Objective: It is required that the lines from the top of the listing through the line with "230V360M64 216 197" be reproduced exactly, excluding pictures.

Data segment:
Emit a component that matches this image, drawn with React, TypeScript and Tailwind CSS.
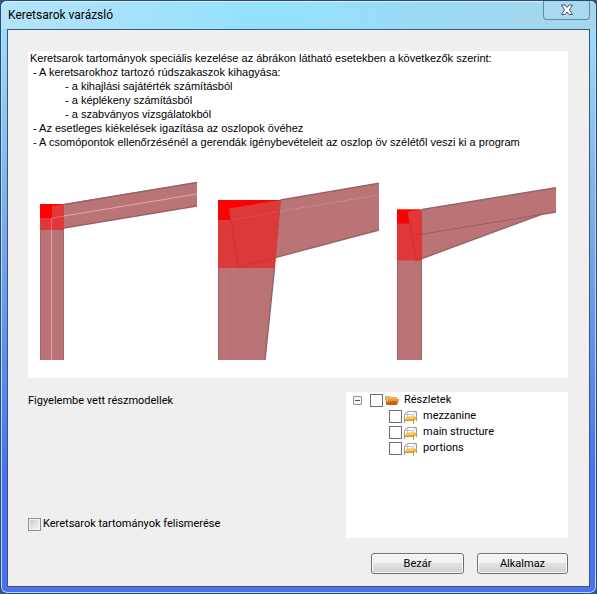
import { useState } from "react";

const notes = [
	{ text: "Keretsarok tartományok speciális kezelése az ábrákon látható esetekben a következők szerint:", indent: "pl-0.5" },
	{ text: "- A keretsarokhoz tartozó rúdszakaszok kihagyása:", indent: "pl-[5px]" },
	{ text: "- a kihajlási sajátérték számításból", indent: "pl-[37px]" },
	{ text: "- a képlékeny számításból", indent: "pl-[37px]" },
	{ text: "- a szabványos vizsgálatokból", indent: "pl-[37px]" },
	{ text: "- Az esetleges kiékelések igazítása az oszlopok övéhez", indent: "pl-[5px]" },
	{ text: "- A csomópontok ellenőrzésénél a gerendák igénybevételeit az oszlop öv szélétől veszi ki a program", indent: "pl-[5px]" },
];

const submodels = ["mezzanine", "main structure", "portions"];

const CornerFigures = () => (
	<svg className="block w-full" viewBox="28 149 540 229" fill="none" role="img" aria-label="Keretsarok ábrák">
		{/* Straight column and beam */}
		<path d="M40 230H64V360H40Z" fill="#bb7475" />
		<path d="M64 204 197 182V206L64 228Z" fill="#bb7475" />
		<path d="M40.5 230V360M63.5 230V360" stroke="#a76669" />
		<path d="M64 204.500 197 182.500M64 228 197 206" stroke="#94656b" strokeWidth="1.500" />
		<path d="M40 204H64V230H40Z" fill="#df373a" />
		<path d="M40 204H64L52 206V218H40Z" fill="#ff0000" />
		<path d="M51.500 218V230M52 218 64 216" stroke="#e66a6b" />
		<path d="M51.500 230V360M64 216 197 194" stroke="#d9a9aa" />

		{/* Tapered column and beam */}
		<path d="M218 268H274.500L265 360H218Z" fill="#bb7475" />
		<path d="M280.500 200 379 183V230L275.500 257.500Z" fill="#bb7475" />
		<path d="M218.500 268V360" stroke="#a76669" />
		<path d="M274.500 268 265 360M280.500 200 379 183.300M275.500 257.500 379 230" stroke="#94656b" strokeWidth="1.500" />
		<path d="M230.500 268V360" stroke="#b56e70" />
		<path d="M279 211.500 379 195" stroke="#c68889" />
		<path d="M218 200H280.500L274.500 268H218Z" fill="#dc393b" />
		<path d="M218 200H280.500L229 208.500 231 220H218Z" fill="#ff0000" />
		<path d="M229 208.500 238.500 267 275.500 257.500" stroke="#c93438" />
		<path d="M231 220 279 211.500" stroke="#e04a4c" />
		<path d="M280.500 200 274.500 268" stroke="#c9383c" />

		{/* Haunched beam */}
		<path d="M397 260H422V360H397Z" fill="#bb7475" />
		<path d="M422 209.500 556 187.500V212L541 214.500 422 258.500Z" fill="#bb7475" />
		<path d="M397.500 260V360M421.500 260V360" stroke="#a76669" />
		<path d="M422 209.500 556 187.800M422 258.500 541 214.500 556 212" stroke="#94656b" strokeWidth="1.500" />
		<path d="M422 234.200 541 214.500" stroke="#a05c60" />
		<path d="M397 209.500H422V260.500H397Z" fill="#df373a" />
		<path d="M397 209.500H422L408 211.500 409.500 223.500H397Z" fill="#ff0000" />
		<path d="M408 211.500 416 260.500 422 258.500M412 236 422 234.200" stroke="#c93438" />
	</svg>
);

const FolderIcon = () => (
	<svg className="h-4 w-4 shrink-0" viewBox="0 0 16 16" aria-hidden="true">
		<path d="M1 4H6L7 5.500H13V13H2.500Z" fill="#a9540f" />
		<path d="M1 4H6L7 5.500H13L12.500 7.500H5L3 11Z" fill="#e9b763" />
		<path d="M5 7H15L13 13H2.500Z" fill="#c8640c" />
		<path d="M5 7H15L14.300 9.500Q9 8.500 4 10Z" fill="#ec9a35" />
	</svg>
);

const ModelIcon = () => (
	<svg className="h-4 w-4 shrink-0" viewBox="0 0 16 16" fill="none" aria-hidden="true">
		<path d="M1.500 15V6L4.500 3.500H13.500V12" stroke="#9c9c9c" />
		<path d="M1.500 6.500H10.500L13.500 3.500M10.500 6.500V9M4.500 3.500V9" stroke="#c4c4c4" />
		<path d="M4 8.500H14L11 12.500H1Z" fill="#f6c455" />
		<path d="M1 11.500H11L14 8.500V10L11 13H1Z" fill="#dc981b" />
		<path d="M1.500 12.500V15M10.500 12.500V15.500M13.500 10V13" stroke="#999" />
	</svg>
);

const treeBox = "m-0 h-[13px] w-[13px] shrink-0 appearance-none border border-[#707070] bg-white checked:bg-[#4b77b5]";
const button = "h-[21px] rounded-[3px] border border-[#707070] bg-linear-to-b from-[#f3f3f3] from-45% via-[#e3e3e3] via-50% to-[#cfcfcf] text-center leading-none shadow-[inset_0_0_0_1px_#fafafa]";

export default function App() {
	const [isExpanded, setIsExpanded] = useState(true);

	return (
		<div className="min-h-screen bg-[#3b5478] font-['Roboto',sans-serif] text-[11px] text-black">
			<div className="flex min-h-screen flex-col rounded-[7px] border border-[#2c4a72] bg-linear-to-b from-[#9adcf8] from-5% via-[#7ba6ea] via-40% to-[#4d6ff0] to-80% px-[6px] pb-[6px] shadow-[inset_0_0_0_1px_#b5dcf8]">
				{/* Title bar */}
				<header className="-mx-[6px] flex h-7 items-start justify-between rounded-t-[6px] bg-linear-to-r from-[#b4e4f8] via-[#93e0fd] via-45% to-[#a4d5ec] pr-[6px] pl-[7px] shadow-[inset_0_1px_0_#d4f1fc]">
					<h1 className="pt-1 text-[12px] leading-5">Keretsarok varázsló</h1>
					<button type="button" aria-label="Bezárás" className="flex h-[19px] w-[47px] items-center justify-center rounded-b-[4px] border border-t-0 border-[#5d8ba8] bg-[#a9d9ef]">
						<svg className="h-3 w-3" viewBox="0 0 12 12" aria-hidden="true">
							<path d="M0.500 1H4L6 3.500 8 1H11.500L8.500 5.800 11.500 10.500H8L6 8 4 10.500H0.500L3.500 5.800Z" fill="#fff" stroke="#49566b" strokeLinejoin="round" />
						</svg>
					</button>
				</header>

				<main className="flex flex-1 flex-col border border-[#38577f] bg-[#efefef] pt-[21px] pr-[21px] pb-3 pl-5">
					<section className="bg-white">
						<div className="font-['Liberation_Sans',sans-serif] leading-[14px]">
							{notes.map((note) => (
								<p key={note.text} className={note.indent}>{note.text}</p>
							))}
						</div>
						<CornerFigures />
					</section>

					<div className="mt-[14px] flex flex-1">
						<div className="flex flex-1 flex-col justify-between pt-[1px] pb-[6px]">
							<h2 className="leading-4">Figyelembe vett részmodellek</h2>
							<label className="flex items-center gap-0.5 leading-4">
								<input type="checkbox" className="m-0 h-[13px] w-[13px] appearance-none border border-[#8e8f8f] bg-linear-to-br from-[#c8cbcd] to-[#f6f6f6] shadow-[inset_0_0_0_1px_#f4f4f4] checked:from-[#4b77b5]" />
								Keretsarok tartományok felismerése
							</label>
						</div>

						{/* Submodel tree */}
						<div className="w-[222px] bg-white pl-[7px] leading-4">
							<div className="flex items-center">
								<button
									type="button"
									aria-label="Részletek"
									aria-expanded={isExpanded}
									onClick={() => setIsExpanded(!isExpanded)}
									className="mr-2 flex h-[9px] w-[9px] items-center justify-center rounded-[1px] border border-[#919191] bg-[#f6f6f6]"
								>
									<span className="h-px w-[5px] bg-[#3b4f81]" />
								</button>
								<label className="flex items-center">
									<input type="checkbox" className={treeBox} />
									<span className="mr-1 ml-px"><FolderIcon /></span>
									Részletek
								</label>
							</div>
							{isExpanded && submodels.map((name) => (
								<label key={name} className="flex items-center pl-9">
									<input type="checkbox" className={treeBox} />
									<span className="mr-1 ml-px"><ModelIcon /></span>
									{name}
								</label>
							))}
						</div>
					</div>

					<footer className="mt-[15px] flex justify-end gap-[13px]">
						<button type="button" className={`${button} w-[93px]`}>Bezár</button>
						<button type="button" className={`${button} w-[91px]`}>Alkalmaz</button>
					</footer>
				</main>
			</div>
		</div>
	);
}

Result for this task:
Emit a component that matches this image, drawn with React, TypeScript and Tailwind CSS.
import { useState } from "react";

const notes = [
	{ text: "Keretsarok tartományok speciális kezelése az ábrákon látható esetekben a következők szerint:", indent: "pl-0.5" },
	{ text: "- A keretsarokhoz tartozó rúdszakaszok kihagyása:", indent: "pl-[5px]" },
	{ text: "- a kihajlási sajátérték számításból", indent: "pl-[37px]" },
	{ text: "- a képlékeny számításból", indent: "pl-[37px]" },
	{ text: "- a szabványos vizsgálatokból", indent: "pl-[37px]" },
	{ text: "- Az esetleges kiékelések igazítása az oszlopok övéhez", indent: "pl-[5px]" },
	{ text: "- A csomópontok ellenőrzésénél a gerendák igénybevételeit az oszlop öv szélétől veszi ki a program", indent: "pl-[5px]" },
];

const submodels = ["mezzanine", "main structure", "portions"];

const CornerFigures = () => (
	<svg className="block w-full" viewBox="28 149 540 229" fill="none" role="img" aria-label="Keretsarok ábrák">
		{/* Straight column and beam */}
		<path d="M40 230H64V360H40Z" fill="#bb7475" />
		<path d="M64 204 197 182V206L64 228Z" fill="#bb7475" />
		<path d="M40.5 230V360M63.5 230V360" stroke="#a76669" />
		<path d="M64 204.500 197 182.500M64 228 197 206" stroke="#94656b" strokeWidth="1.500" />
		<path d="M40 204H64V230H40Z" fill="#df373a" />
		<path d="M40 204H64L52 206V218H40Z" fill="#ff0000" />
		<path d="M51.500 218V230M52 218 64 216" stroke="#e66a6b" />
		<path d="M51.500 230V360M64 216 197 194" stroke="#d9a9aa" />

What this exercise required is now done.